CNBC had reported that U.S. retail sales ticked up 1.2 percent in an August 14 story headlined, “Americans keep buying stuff despite the pandemic — retail sales rise for a third straight month.” Although the result was under the 2.3 percent increase expected, CNBC cited Citigroup economist Andrew Hollenhorst, who said: “‘Similar to the jobs report, retail sales stand in stark contrast to the idea that growth in July ‘stalled’ – when in fact it continued at a robust, if somewhat slower, pace.’” But the story of U.S. retail sales growth is even more encouraging.
Pictet Asset Management Chief Economist Patrick Zweifel tweeted August 14, that “#US retail sales back above pre-recession peak in July, just after 5 months!” He continued: “This compares with more than 6 years for GFC or nearly 4 years for the 1990 recession.” The recovery, per Zweifel’s graph, which he said shows “absolute” levels in retail sales, is indeed V-shaped.
That’s the same "V" shape Bloomberg Opinion Editor Mark Gongloff said July 1 “isn’t happening.” Gongloff wrote that “anybody hoping for a V to materialize in 2020 will be disappointed.” CNN had said that “it's probably too optimistic to expect a classic V-shaped recovery, with its quick bottom and steep comeback.”

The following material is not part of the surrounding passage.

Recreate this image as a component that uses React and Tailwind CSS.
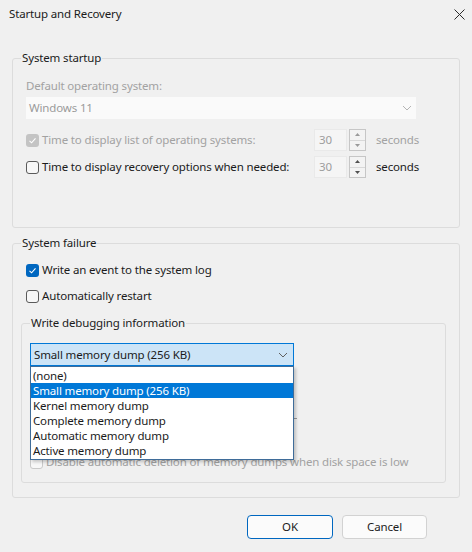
import { useState } from "react";

const dumpTypes = [
    "(none)",
    "Small memory dump (256 KB)",
    "Kernel memory dump",
    "Complete memory dump",
    "Automatic memory dump",
    "Active memory dump"
];

function Check({ checked, disabled }) {
    if (checked) {
        return (
            <span
                className={`flex h-[13px] w-[13px] shrink-0 items-center justify-center rounded-[3px] ${
                    disabled ? "bg-[#c4c4c4]" : "bg-[#0067c0]"
                }`}
            >
                <svg width="9" height="9" viewBox="0 0 9 9" fill="none">
                    <path d="M1.5 4.8 3.6 6.8 7.5 2.3" stroke="white" strokeWidth="1.1" />
                </svg>
            </span>
        );
    }
    return (
        <span
            className={`h-[13px] w-[13px] shrink-0 rounded-[3px] border bg-[#f7f7f7] ${
                disabled ? "border-[#c9c9c9]" : "border-[#5a5a5a]"
            }`}
        />
    );
}

function Chevron({ color }) {
    return (
        <svg width="10" height="6" viewBox="0 0 10 6" fill="none">
            <path d="M1 1 5 5 9 1" stroke={color} strokeWidth="1" />
        </svg>
    );
}

function Spinner({ value, disabled }) {
    const arrow = disabled ? "#9a9a9a" : "#505050";
    return (
        <div className="flex items-center">
            <div className="flex h-[22px] w-[33px] items-center border border-[#e9e9e9] bg-[#f5f5f5] pl-[4px] text-[#9d9d9d]">
                {value}
            </div>
            <div className="ml-[2px] flex h-[22px] w-[17px] flex-col border border-[#c6c6c6] bg-[#f3f3f3]">
                <div className="flex flex-1 items-center justify-center border-b border-[#d8d8d8]">
                    <svg width="5" height="3" viewBox="0 0 5 3">
                        <path d="M0 3 2.5 0 5 3Z" fill={arrow} />
                    </svg>
                </div>
                <div className="flex flex-1 items-center justify-center">
                    <svg width="5" height="3" viewBox="0 0 5 3">
                        <path d="M0 0 2.5 3 5 0Z" fill={arrow} />
                    </svg>
                </div>
            </div>
        </div>
    );
}

export default function App() {
    const [selected] = useState(1);

    return (
        <div
            className="relative h-[552px] w-[472px] overflow-hidden bg-[#f0f0f0] text-[11.5px] leading-[16px] tracking-[-0.15px] text-[#1b1b1b]"
            style={{ fontFamily: '"Noto Sans", "Open Sans", sans-serif' }}
        >
            {/* title bar */}
            <div className="flex h-[28px] items-center justify-between pl-[9px] pr-[7px]">
                <span>Startup and Recovery</span>
                <svg width="11" height="11" viewBox="0 0 11 11" fill="none">
                    <path d="M0.5 0.5 10.5 10.5M10.5 0.5 0.5 10.5" stroke="#2b2b2b" strokeWidth="1" />
                </svg>
            </div>

            <div className="px-[12px] pt-[22px]">
                {/* System startup */}
                <fieldset className="h-[178px] rounded-[3px] border border-[#dcdcdc] px-[13px] pt-[12px]">
                    <legend className="-ml-[5px] px-[1px] leading-[16px]">System startup</legend>
                    <div className="text-[#a2a2a2]">Default operating system:</div>
                    <div className="mt-[3px] flex h-[22px] w-[390px] items-center justify-between bg-[#fafafa] pl-[3px] pr-[4px] text-[#9b9b9b]">
                        <span>Windows 11</span>
                        <Chevron color="#b4b4b4" />
                    </div>

                    <div className="mt-[10px] flex h-[22px] items-center">
                        <div className="flex w-[288px] items-center gap-[3px] text-[#a2a2a2]">
                            <Check checked disabled />
                            <span>Time to display list of operating systems:</span>
                        </div>
                        <Spinner value="30" disabled />
                        <span className="ml-[10px] text-[#a2a2a2]">seconds</span>
                    </div>

                    <div className="mt-[5px] flex h-[22px] items-center">
                        <div className="flex w-[288px] items-center gap-[3px]">
                            <Check />
                            <span>Time to display recovery options when needed:</span>
                        </div>
                        <Spinner value="30" />
                        <span className="ml-[10px]">seconds</span>
                    </div>
                </fieldset>

                {/* System failure */}
                <fieldset className="mt-[7px] h-[263px] rounded-[3px] border border-[#dcdcdc] pl-[13px] pr-[13px] pt-[11px]">
                    <legend className="-ml-[5px] px-[1px] leading-[16px]">System failure</legend>
                    <div className="flex items-center gap-[3px]">
                        <Check checked />
                        <span>Write an event to the system log</span>
                    </div>
                    <div className="mt-[10px] flex items-center gap-[3px]">
                        <Check />
                        <span>Automatically restart</span>
                    </div>

                    <fieldset className="-ml-[5px] mt-[11px] h-[168px] rounded-[3px] border border-[#dcdcdc] px-[8px] pt-[12px]">
                        <legend className="px-[1px] leading-[16px]">Write debugging information</legend>

                        <div className="relative w-[264px]">
                            <div className="flex h-[23px] items-center justify-between border border-[#0078d7] bg-[#cce4f7] pl-[3px] pr-[5px]">
                                <span>{dumpTypes[selected]}</span>
                                <Chevron color="#606060" />
                            </div>
                            {/* open list */}
                            <ul className="absolute left-0 top-full z-10 w-full border border-[#3f6c99] bg-white py-[1px] shadow-[2px_2px_3px_rgba(0,0,0,0.2)]">
                                {dumpTypes.map((t, i) => (
                                    <li
                                        key={t}
                                        className={`h-[15px] pl-[2px] leading-[15px] ${
                                            i === selected ? "bg-[#0078d7] text-white" : ""
                                        }`}
                                    >
                                        {t}
                                    </li>
                                ))}
                            </ul>
                        </div>

                        {/* dump file path box, sits under the open list */}
                        <div className="mt-[30px] h-[23px] w-[267px] border-b border-[#9a9a9a]" />

                        <div className="mt-[35px] flex items-center gap-[3px] text-[#a2a2a2]">
                            <Check disabled />
                            <span>Disable automatic deletion of memory dumps when disk space is low</span>
                        </div>
                    </fieldset>
                </fieldset>

                <div className="mt-[17px] flex justify-end gap-[9px] pr-[33px]">
                    <button className="h-[24px] w-[86px] rounded-[4px] border border-[#0067c0] bg-[#fbfbfb]">
                        OK
                    </button>
                    <button className="h-[24px] w-[85px] rounded-[4px] border border-[#d2d2d2] bg-[#fbfbfb]">
                        Cancel
                    </button>
                </div>
            </div>
        </div>
    );
}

The liberal Financial Times published a piece in May headlined, “Just one in 10 fund managers expect V-shaped recovery for US economy."
Former Chief Economist at the Institute of Economic Affairs (IEA) and IEA Economics Fellow Julian Jessop retweeted Zweifel with an eye-popping caption: “Retail sales have already completed a #vshapedrecovery in the US, as well as the euro zone.”